- **GIVEN PROBLEM**
Gather all lines in the data that hold the string "Output".

########

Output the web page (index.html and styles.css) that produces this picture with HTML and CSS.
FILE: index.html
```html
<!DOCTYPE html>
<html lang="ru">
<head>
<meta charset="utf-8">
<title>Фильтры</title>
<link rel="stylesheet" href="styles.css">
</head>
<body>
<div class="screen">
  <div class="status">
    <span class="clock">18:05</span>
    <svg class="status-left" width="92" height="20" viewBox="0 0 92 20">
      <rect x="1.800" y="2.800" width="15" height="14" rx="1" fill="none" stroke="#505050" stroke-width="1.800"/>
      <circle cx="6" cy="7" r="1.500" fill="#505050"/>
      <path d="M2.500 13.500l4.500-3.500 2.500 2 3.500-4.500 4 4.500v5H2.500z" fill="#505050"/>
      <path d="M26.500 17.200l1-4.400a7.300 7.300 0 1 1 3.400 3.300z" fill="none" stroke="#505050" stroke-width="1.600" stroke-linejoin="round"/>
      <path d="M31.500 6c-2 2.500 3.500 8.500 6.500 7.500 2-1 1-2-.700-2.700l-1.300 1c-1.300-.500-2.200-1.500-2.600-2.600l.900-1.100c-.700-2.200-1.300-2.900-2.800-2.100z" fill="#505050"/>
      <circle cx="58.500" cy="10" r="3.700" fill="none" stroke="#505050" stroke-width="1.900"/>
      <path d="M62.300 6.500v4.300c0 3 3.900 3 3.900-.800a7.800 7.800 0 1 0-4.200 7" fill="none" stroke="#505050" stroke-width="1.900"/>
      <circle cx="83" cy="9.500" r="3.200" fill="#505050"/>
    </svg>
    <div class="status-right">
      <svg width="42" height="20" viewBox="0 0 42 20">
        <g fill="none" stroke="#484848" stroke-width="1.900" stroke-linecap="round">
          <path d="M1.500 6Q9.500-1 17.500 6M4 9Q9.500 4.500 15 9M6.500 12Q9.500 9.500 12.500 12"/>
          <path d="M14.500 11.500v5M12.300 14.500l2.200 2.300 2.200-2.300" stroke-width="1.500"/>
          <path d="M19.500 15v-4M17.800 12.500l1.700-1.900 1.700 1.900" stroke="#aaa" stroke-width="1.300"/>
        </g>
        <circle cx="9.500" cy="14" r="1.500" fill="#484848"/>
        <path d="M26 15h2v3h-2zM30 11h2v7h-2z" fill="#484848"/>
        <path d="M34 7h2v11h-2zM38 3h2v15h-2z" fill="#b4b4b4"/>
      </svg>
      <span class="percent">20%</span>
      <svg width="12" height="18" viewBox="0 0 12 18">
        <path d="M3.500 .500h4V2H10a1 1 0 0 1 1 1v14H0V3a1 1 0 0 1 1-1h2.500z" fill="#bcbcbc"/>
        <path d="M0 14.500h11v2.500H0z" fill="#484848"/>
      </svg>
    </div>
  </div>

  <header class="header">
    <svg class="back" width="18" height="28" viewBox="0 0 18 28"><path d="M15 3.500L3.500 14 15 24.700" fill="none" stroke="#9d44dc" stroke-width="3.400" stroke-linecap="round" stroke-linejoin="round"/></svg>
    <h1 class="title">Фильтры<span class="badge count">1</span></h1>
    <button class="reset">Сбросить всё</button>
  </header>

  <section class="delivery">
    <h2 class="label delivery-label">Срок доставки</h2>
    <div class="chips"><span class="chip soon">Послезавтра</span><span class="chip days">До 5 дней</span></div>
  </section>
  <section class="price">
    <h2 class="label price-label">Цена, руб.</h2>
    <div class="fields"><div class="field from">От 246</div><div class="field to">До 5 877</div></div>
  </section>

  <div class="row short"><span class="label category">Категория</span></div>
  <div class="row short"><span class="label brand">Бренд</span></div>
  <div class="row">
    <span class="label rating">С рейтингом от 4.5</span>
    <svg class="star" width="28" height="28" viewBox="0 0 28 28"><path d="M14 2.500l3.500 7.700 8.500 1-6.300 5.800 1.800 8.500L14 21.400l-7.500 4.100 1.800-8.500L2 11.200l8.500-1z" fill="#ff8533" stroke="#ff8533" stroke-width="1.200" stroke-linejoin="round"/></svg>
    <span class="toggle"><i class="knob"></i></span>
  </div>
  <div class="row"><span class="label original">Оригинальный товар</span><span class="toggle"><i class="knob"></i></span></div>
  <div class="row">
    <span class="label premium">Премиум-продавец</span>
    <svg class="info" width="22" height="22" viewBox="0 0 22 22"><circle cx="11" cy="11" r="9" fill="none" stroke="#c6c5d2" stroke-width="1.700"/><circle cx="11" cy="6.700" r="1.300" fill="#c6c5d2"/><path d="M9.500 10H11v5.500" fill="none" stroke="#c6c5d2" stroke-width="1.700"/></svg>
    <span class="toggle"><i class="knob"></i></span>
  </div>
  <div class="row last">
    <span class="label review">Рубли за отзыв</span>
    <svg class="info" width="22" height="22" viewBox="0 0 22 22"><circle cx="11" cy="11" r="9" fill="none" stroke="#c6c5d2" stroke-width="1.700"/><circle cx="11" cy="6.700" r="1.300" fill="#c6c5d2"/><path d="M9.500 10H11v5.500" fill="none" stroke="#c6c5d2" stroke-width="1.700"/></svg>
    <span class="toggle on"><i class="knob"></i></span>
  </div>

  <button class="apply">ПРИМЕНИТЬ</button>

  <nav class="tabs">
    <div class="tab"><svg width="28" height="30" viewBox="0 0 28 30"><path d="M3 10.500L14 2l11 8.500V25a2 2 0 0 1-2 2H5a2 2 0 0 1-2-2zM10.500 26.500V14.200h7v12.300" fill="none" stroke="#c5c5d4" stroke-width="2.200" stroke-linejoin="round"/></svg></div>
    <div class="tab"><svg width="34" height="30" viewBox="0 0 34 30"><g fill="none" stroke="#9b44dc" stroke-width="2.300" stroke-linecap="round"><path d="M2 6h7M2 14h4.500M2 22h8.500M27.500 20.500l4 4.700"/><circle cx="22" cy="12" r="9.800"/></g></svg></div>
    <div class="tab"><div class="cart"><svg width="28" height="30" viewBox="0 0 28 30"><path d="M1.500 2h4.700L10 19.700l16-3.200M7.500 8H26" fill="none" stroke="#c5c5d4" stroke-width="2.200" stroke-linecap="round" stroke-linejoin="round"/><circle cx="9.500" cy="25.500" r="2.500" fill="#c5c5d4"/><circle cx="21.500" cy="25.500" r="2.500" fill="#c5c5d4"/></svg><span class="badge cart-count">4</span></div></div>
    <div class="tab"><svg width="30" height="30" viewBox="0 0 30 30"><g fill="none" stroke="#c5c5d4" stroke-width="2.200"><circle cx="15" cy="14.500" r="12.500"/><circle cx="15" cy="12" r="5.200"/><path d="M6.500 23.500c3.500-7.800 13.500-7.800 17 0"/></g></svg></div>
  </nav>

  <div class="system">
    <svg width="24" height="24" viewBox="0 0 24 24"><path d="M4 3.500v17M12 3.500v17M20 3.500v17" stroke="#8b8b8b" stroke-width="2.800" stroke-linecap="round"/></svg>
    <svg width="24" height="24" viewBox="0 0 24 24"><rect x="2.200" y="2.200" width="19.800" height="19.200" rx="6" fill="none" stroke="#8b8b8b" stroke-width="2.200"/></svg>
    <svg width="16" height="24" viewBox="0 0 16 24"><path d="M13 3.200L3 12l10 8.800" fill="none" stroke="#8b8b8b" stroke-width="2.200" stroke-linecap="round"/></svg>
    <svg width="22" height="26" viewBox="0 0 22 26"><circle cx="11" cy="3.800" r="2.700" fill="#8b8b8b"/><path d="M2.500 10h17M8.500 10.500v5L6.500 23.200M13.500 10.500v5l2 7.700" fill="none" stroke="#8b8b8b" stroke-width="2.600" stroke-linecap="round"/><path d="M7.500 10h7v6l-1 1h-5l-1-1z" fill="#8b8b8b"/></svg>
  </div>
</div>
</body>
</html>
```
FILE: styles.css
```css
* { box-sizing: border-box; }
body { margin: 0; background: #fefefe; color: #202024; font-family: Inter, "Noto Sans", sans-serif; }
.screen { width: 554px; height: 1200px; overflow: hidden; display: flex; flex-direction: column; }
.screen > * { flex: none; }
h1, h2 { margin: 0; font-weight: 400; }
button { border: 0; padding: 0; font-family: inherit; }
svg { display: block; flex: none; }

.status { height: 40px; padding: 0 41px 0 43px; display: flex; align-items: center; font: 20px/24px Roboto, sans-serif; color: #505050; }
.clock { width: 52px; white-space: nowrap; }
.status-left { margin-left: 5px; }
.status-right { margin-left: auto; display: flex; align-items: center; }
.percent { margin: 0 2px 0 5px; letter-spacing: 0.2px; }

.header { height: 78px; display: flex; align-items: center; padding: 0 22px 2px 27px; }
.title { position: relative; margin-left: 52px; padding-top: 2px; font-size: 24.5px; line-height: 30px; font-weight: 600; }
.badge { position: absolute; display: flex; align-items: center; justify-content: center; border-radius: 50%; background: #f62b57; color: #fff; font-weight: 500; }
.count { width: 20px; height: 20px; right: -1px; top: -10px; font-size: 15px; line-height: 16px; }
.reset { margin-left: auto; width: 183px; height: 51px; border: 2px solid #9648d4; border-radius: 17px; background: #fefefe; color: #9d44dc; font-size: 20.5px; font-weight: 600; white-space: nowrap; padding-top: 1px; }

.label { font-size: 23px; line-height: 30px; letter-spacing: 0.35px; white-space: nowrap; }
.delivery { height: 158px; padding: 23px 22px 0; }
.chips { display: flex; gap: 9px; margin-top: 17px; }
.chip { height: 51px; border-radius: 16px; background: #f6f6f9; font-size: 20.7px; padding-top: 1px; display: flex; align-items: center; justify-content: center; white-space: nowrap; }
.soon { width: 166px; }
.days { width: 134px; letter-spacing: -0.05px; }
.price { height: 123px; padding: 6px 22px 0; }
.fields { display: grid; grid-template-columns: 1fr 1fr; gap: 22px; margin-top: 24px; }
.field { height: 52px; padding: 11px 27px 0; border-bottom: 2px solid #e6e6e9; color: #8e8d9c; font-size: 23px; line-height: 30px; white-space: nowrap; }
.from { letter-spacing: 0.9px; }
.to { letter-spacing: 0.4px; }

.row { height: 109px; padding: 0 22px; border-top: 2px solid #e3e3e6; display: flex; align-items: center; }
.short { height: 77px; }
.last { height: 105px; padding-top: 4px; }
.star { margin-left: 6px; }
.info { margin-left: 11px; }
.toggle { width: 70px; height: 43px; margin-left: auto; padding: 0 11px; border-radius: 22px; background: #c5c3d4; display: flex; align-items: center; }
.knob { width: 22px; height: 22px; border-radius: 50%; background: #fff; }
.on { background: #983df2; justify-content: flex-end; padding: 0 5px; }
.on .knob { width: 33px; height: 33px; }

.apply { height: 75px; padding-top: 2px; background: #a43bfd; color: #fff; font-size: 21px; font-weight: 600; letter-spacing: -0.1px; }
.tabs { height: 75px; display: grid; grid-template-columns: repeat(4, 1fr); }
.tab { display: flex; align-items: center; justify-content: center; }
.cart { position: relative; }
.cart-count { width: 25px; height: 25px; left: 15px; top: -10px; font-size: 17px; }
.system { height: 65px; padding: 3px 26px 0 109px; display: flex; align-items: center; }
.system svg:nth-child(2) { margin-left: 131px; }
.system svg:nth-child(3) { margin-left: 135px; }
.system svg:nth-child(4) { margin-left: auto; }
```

########

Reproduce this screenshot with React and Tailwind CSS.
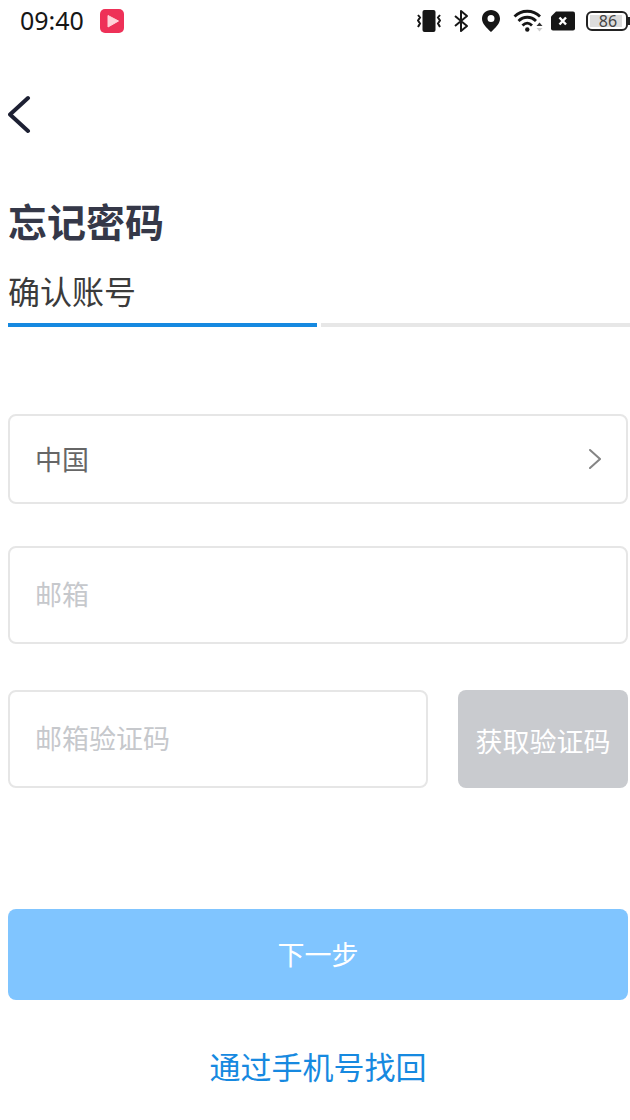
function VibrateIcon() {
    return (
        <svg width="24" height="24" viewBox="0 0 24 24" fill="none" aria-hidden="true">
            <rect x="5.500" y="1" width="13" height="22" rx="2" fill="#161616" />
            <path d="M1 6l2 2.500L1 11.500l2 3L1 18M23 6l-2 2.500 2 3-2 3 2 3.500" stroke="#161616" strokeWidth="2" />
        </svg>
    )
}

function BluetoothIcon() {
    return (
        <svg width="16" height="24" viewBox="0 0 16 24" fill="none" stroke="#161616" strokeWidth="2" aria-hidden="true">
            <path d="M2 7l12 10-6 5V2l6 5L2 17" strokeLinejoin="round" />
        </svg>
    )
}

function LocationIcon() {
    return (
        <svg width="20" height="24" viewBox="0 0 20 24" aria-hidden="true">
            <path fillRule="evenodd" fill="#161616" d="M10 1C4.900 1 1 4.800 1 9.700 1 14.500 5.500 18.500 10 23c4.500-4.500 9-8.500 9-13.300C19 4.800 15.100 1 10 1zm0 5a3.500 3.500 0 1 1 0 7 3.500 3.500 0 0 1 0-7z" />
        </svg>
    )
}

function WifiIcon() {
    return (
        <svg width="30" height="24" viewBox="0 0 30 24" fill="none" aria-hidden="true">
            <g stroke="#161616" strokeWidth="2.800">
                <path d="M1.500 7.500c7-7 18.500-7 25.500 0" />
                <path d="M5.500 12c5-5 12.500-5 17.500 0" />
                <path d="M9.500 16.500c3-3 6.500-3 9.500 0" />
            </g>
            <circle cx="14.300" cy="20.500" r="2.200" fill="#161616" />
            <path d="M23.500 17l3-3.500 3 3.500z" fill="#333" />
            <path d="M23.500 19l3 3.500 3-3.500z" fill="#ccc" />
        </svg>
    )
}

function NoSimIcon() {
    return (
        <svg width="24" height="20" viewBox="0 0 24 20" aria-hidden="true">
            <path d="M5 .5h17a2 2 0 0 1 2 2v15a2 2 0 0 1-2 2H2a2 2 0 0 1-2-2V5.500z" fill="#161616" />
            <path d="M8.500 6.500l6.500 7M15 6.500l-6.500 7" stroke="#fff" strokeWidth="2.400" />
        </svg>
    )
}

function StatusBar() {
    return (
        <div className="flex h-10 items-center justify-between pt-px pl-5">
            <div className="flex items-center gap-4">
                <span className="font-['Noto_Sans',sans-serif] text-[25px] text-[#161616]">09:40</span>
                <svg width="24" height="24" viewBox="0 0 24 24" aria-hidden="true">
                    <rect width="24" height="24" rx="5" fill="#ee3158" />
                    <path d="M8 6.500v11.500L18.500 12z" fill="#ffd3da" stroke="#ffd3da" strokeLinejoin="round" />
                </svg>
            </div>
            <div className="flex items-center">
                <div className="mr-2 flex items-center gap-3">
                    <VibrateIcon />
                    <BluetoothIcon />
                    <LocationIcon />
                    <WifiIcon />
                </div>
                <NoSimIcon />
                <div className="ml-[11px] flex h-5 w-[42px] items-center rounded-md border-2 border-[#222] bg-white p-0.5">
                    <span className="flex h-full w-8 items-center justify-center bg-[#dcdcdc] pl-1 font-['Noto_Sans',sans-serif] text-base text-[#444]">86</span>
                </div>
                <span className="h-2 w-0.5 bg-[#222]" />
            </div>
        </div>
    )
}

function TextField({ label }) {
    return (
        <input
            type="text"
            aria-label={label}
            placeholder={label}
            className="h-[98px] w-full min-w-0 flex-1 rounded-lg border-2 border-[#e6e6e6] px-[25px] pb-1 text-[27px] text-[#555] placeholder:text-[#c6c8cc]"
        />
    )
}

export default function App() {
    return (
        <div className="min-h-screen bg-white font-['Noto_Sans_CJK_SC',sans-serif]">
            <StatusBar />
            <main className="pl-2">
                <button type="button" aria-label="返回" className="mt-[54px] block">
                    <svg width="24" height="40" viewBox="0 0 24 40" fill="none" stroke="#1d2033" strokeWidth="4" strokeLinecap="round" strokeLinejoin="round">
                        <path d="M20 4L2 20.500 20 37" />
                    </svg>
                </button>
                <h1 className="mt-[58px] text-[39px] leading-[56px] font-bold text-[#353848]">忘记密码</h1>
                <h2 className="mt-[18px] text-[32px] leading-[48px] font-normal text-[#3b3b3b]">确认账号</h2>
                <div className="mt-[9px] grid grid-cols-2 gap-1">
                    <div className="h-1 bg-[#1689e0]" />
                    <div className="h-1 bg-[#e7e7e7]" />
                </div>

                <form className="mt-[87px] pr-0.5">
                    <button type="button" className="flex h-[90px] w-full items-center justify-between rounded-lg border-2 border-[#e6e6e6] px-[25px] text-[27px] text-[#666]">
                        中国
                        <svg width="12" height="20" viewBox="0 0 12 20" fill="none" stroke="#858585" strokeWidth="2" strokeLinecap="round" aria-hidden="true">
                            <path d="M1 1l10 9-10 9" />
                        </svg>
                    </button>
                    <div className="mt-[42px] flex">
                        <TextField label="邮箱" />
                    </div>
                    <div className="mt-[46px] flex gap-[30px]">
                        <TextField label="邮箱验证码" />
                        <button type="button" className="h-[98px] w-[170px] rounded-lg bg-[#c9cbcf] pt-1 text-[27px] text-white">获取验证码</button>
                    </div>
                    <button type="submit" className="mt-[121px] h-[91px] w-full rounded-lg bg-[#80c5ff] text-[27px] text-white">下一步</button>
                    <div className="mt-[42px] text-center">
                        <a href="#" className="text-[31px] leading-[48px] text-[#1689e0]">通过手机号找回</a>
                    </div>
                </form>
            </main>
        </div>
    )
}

########

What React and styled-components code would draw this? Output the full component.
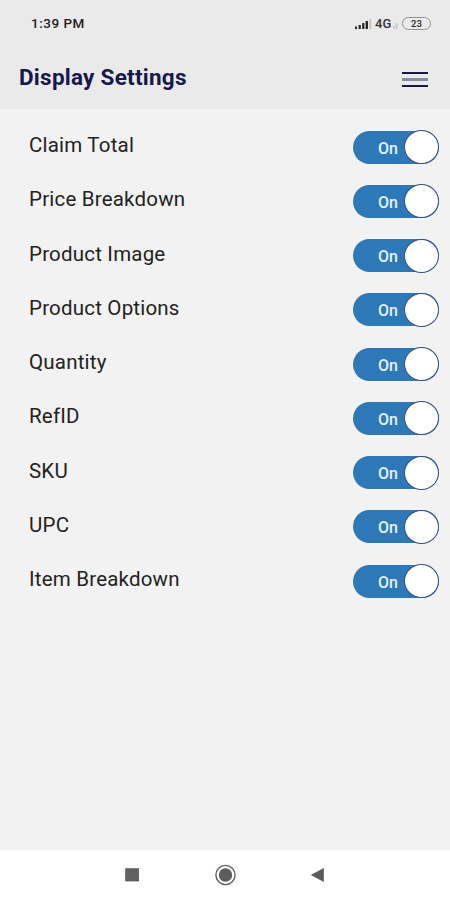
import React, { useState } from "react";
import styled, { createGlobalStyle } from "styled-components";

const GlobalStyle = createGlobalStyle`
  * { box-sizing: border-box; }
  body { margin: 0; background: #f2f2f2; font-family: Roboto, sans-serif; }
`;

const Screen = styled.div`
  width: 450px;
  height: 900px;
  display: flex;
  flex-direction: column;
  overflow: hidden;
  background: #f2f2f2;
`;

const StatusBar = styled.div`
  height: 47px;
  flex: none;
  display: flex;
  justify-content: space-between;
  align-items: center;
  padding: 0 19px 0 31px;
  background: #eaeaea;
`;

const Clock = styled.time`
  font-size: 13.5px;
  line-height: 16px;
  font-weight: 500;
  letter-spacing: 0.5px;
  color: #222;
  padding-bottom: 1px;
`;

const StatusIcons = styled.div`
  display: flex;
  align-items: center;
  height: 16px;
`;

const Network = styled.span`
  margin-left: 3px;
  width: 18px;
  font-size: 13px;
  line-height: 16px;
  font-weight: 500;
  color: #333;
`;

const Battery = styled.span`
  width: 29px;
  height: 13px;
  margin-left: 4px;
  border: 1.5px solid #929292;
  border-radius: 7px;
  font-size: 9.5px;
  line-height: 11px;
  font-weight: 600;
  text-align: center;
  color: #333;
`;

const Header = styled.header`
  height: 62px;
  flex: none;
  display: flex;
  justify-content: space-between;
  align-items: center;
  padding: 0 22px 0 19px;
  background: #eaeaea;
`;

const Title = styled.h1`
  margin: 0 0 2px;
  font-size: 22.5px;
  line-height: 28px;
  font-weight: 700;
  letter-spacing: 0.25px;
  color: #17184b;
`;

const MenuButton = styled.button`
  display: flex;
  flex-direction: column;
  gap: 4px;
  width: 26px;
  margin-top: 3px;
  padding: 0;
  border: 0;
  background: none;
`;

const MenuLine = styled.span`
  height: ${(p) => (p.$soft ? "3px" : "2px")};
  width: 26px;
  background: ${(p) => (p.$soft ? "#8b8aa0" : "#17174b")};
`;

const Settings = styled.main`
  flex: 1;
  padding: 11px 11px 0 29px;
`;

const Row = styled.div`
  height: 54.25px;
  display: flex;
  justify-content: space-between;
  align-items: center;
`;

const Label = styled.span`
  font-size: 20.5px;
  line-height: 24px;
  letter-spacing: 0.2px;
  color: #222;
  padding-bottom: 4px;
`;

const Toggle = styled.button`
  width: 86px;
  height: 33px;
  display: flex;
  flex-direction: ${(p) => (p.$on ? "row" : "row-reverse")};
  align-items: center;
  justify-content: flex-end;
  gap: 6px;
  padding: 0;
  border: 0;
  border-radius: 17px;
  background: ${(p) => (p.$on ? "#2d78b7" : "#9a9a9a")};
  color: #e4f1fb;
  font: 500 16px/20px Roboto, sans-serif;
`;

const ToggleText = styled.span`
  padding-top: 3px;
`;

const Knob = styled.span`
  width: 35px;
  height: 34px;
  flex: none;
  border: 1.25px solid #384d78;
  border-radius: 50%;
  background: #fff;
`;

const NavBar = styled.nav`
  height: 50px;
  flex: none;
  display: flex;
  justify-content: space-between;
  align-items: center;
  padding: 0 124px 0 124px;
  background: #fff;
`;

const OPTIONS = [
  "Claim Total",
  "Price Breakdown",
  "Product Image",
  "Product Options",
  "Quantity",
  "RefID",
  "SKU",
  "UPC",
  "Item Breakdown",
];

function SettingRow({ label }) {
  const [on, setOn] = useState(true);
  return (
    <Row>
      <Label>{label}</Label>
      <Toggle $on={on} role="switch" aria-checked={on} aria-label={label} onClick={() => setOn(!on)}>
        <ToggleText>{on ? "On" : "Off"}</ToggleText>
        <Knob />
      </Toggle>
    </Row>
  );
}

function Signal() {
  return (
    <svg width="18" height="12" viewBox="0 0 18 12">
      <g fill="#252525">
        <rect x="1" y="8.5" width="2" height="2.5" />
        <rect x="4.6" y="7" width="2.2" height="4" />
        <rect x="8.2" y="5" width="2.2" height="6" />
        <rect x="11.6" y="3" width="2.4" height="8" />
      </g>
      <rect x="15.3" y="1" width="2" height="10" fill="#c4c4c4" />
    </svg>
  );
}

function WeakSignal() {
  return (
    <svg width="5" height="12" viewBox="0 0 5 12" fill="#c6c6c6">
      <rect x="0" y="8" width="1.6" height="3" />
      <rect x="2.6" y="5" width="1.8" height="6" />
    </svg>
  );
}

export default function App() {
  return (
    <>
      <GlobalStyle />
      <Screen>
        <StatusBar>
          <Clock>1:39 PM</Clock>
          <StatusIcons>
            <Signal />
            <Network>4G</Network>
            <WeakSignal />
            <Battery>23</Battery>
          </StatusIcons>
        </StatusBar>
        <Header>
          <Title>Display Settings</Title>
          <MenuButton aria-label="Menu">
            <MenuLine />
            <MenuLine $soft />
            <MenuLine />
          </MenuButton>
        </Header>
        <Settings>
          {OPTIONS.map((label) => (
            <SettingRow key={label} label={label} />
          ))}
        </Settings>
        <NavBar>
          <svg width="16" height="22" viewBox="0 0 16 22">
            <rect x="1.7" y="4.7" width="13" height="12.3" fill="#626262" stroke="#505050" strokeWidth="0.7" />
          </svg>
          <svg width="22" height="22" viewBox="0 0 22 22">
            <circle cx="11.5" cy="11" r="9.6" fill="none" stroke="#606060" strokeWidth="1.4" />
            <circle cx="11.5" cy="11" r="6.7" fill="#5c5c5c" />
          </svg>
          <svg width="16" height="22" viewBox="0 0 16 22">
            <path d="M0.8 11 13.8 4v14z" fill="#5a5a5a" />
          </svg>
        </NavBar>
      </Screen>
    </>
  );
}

########

- **EXERCISE RESPONSE**
Output the web page (index.html and styles.css) that produces this picture with HTML and CSS.
What React and styled-components code would draw this? Output the full component.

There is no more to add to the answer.